After over a decade of planetary exploration, NASA's MErcury Surface, Space ENvironment, GEochemistry and Ranging (MESSENGER) spacecraft is set to end its mission by smashing into the surface of Mercury. The collision will take place on April 30, with the probe traveling at a speed of roughly 8,750 mph (14,082 km/h).

Mercury is the smallest planet in our solar system. With an equatorial circumference of only 9,525 miles (15,329 km), it is only a little larger than Earth's Moon. The surface of Mercury has been left scorched by its close proximity to the Sun, with temperatures varying between 800 °F (430 °C) and -290 °F (-180 °C) on a day/night cycle.

Launched in August 2004, MESSENGER undertook a six-and-a-half-year journey to travel to Mercury, and unlock the secrets of the desolate little planet. Protected by a cutting-edge sunshade, MESSENGER's suite of eight scientific instruments have succeeded in determining Mercury's surface composition, characterizing the planet's magnetosphere, and taking detailed readings of her intricate internal structure.

Furthermore, in 2012 the spacecraft was responsible for uncovering deposits of water in the form of ice hidden deep in the perennially-shaded craters, in a discovery that had profound implications for our understanding of how planets like Earth gained large bodies of water, and with it the building blocks for life.

However, the fuel reserves that have allowed MESSENGER to continue exploring the rocky planet for years after its primary mission have expired and are expected to be depleted this Friday – as the probe undertakes the last of four maneuvers designed to prolong its life.

"For the first time in history we now have real knowledge about the planet Mercury that shows it to be a fascinating world as part of our diverse solar system," states John Grunsfeld, associate administrator for the Science Mission Directorate at NASA Headquarters, Washington. "While spacecraft operations will end, we are celebrating MESSENGER as more than a successful mission. It’s the beginning of a longer journey to analyze the data that reveals all the scientific mysteries of Mercury."

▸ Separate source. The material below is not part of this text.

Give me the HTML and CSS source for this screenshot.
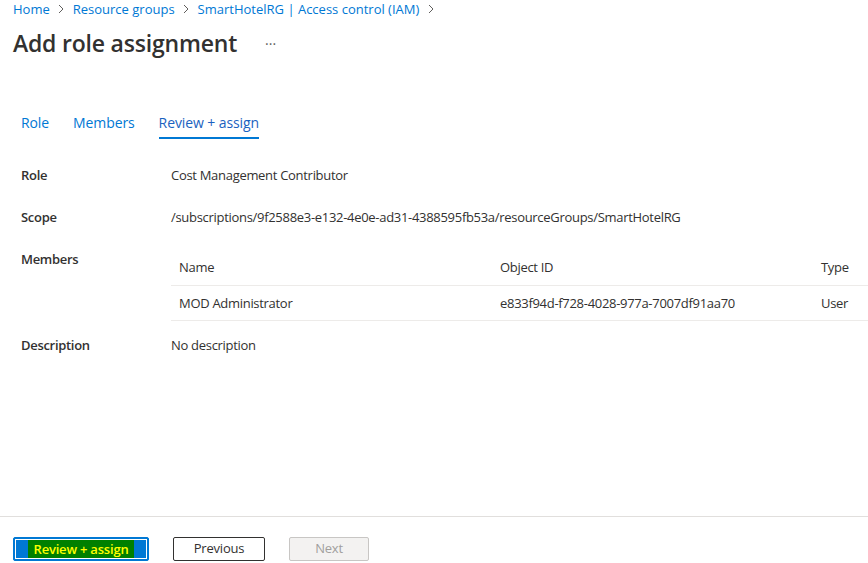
FILE: index.html
```html
<!DOCTYPE html>
<html lang="en">
<head>
<meta charset="utf-8">
<title>Add role assignment</title>
<link rel="stylesheet" href="styles.css">
</head>
<body>
<div class="page">
  <header class="top">
    <nav class="crumbs">
      <a class="crumb">Home</a><span class="chev"><svg width="8" height="10" viewBox="0 0 8 10"><path d="M2 1l4 4-4 4" fill="none" stroke="#605e5c" stroke-width="1"/></svg></span>
      <a class="crumb">Resource groups</a><span class="chev"><svg width="8" height="10" viewBox="0 0 8 10"><path d="M2 1l4 4-4 4" fill="none" stroke="#605e5c" stroke-width="1"/></svg></span>
      <a class="crumb">SmartHotelRG | Access control (IAM)</a><span class="chev"><svg width="8" height="10" viewBox="0 0 8 10"><path d="M2 1l4 4-4 4" fill="none" stroke="#605e5c" stroke-width="1"/></svg></span>
    </nav>
    <div class="titlerow">
      <h1 class="title">Add role assignment</h1>
      <span class="more">···</span>
    </div>
  </header>

  <main class="main">
    <div class="tabs">
      <span class="tab">Role</span>
      <span class="tab">Members</span>
      <span class="tab active">Review + assign</span>
    </div>

    <div class="details">
      <div class="label">Role</div>
      <div class="value">Cost Management Contributor</div>

      <div class="label">Scope</div>
      <div class="value">/subscriptions/9f2588e3-e132-4e0e-ad31-4388595fb53a/resourceGroups/SmartHotelRG</div>

      <div class="label">Members</div>
      <div class="value">
        <div class="table">
          <div class="tr thead">
            <div class="c-name">Name</div>
            <div class="c-id">Object ID</div>
            <div class="c-type">Type</div>
          </div>
          <div class="tr">
            <div class="c-name">MOD Administrator</div>
            <div class="c-id">e833f94d-f728-4028-977a-7007df91aa70</div>
            <div class="c-type">User</div>
          </div>
        </div>
      </div>

      <div class="label">Description</div>
      <div class="value">No description</div>
    </div>
  </main>

  <footer class="footer">
    <button class="btn primary"><span class="hl">Review + assign</span></button>
    <button class="btn">Previous</button>
    <button class="btn disabled">Next</button>
  </footer>
</div>
</body>
</html>
```

FILE: styles.css
```css
* { box-sizing: border-box; }
html, body { margin: 0; padding: 0; }
body {
  font-family: "Open Sans", "Noto Sans", "Liberation Sans", sans-serif;
  font-size: 13px;
  color: #323130;
  background: #fff;
  width: 868px;
  overflow: hidden;
}
.page {
  height: 563px;
  display: flex;
  flex-direction: column;
}
.top { padding-left: 13px; }
.crumbs {
  display: flex;
  align-items: center;
  height: 18px;
  font-size: 13px;
}
.crumb { color: #0078d4; }
.chev {
  display: inline-flex;
  width: 23px;
  justify-content: center;
  align-items: center;
}
.titlerow {
  display: flex;
  align-items: center;
  margin-top: 9px;
  height: 32px;
}
.title {
  margin: 0;
  font-size: 23px;
  font-weight: 600;
  color: #323130;
  letter-spacing: -0.2px;
}
.more {
  margin-left: 28px;
  color: #605e5c;
  font-size: 14px;
}
.main { flex: 1; }
.tabs {
  display: flex;
  margin-top: 54px;
  padding-left: 21px;
  gap: 24px;
}
.tab {
  color: #0078d4;
  font-size: 14px;
  letter-spacing: -0.1px;
  height: 26px;
  line-height: 18px;
  padding-top: 1px;
  border-bottom: 2px solid transparent;
}
.tab.active {
  color: #1a62c0;
  border-bottom-color: #0078d4;
}
.details {
  display: grid;
  grid-template-columns: 150px 1fr;
  padding-left: 21px;
  margin-top: 27px;
  row-gap: 24px;
  line-height: 18px;
  letter-spacing: -0.3px;
}
.label { font-weight: 600; color: #323130; }
.value { color: #323130; white-space: nowrap; }
.table { width: 697px; margin-bottom: -9px; }
.tr {
  display: flex;
  height: 35px;
  align-items: center;
  border-bottom: 1px solid #edebe9;
  padding-left: 8px;
}
.tr.thead {
  height: 36px;
  align-items: flex-start;
  padding-top: 8px;
}
.c-name { width: 321px; }
.c-id { width: 321px; }
.c-type { flex: 1; }
.footer {
  border-top: 1px solid #e1dfdd;
  height: 47px;
  display: flex;
  align-items: flex-start;
  padding: 20px 0 0 13px;
  gap: 24px;
}
.btn {
  font-family: inherit;
  font-size: 13px;
  height: 24px;
  padding: 0 0 2px;
  border: 1px solid #323130;
  border-radius: 2px;
  background: #fff;
  color: #323130;
  width: 92px;
  letter-spacing: -0.2px;
  display: flex;
  align-items: center;
  justify-content: center;
}
.btn.primary {
  width: 136px;
  background: #0078d4;
  border: 1px solid #0078d4;
  outline: 1px solid #fff;
  outline-offset: -3px;
  font-weight: 600;
  padding: 0;
}
.hl {
  background: #008000;
  color: #ffff00;
  padding: 0 6px 1px;
  line-height: 18px;
  height: 18px;
  display: flex;
  align-items: center;
}
.btn.disabled {
  width: 80px;
  border-color: #c8c6c4;
  color: #a19f9d;
  background: #f3f2f1;
}
```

With its supply of propellant gone, MESSENGER will be allowed to crash into the surface of the planet that it has spent its operational life studying. Unfortunately, the spacecraft is predicted to impact the surface on the far side of the planet from Earth, meaning that those who have spent the last decade administering to the ground-breaking probe will be unable to follow its final moments.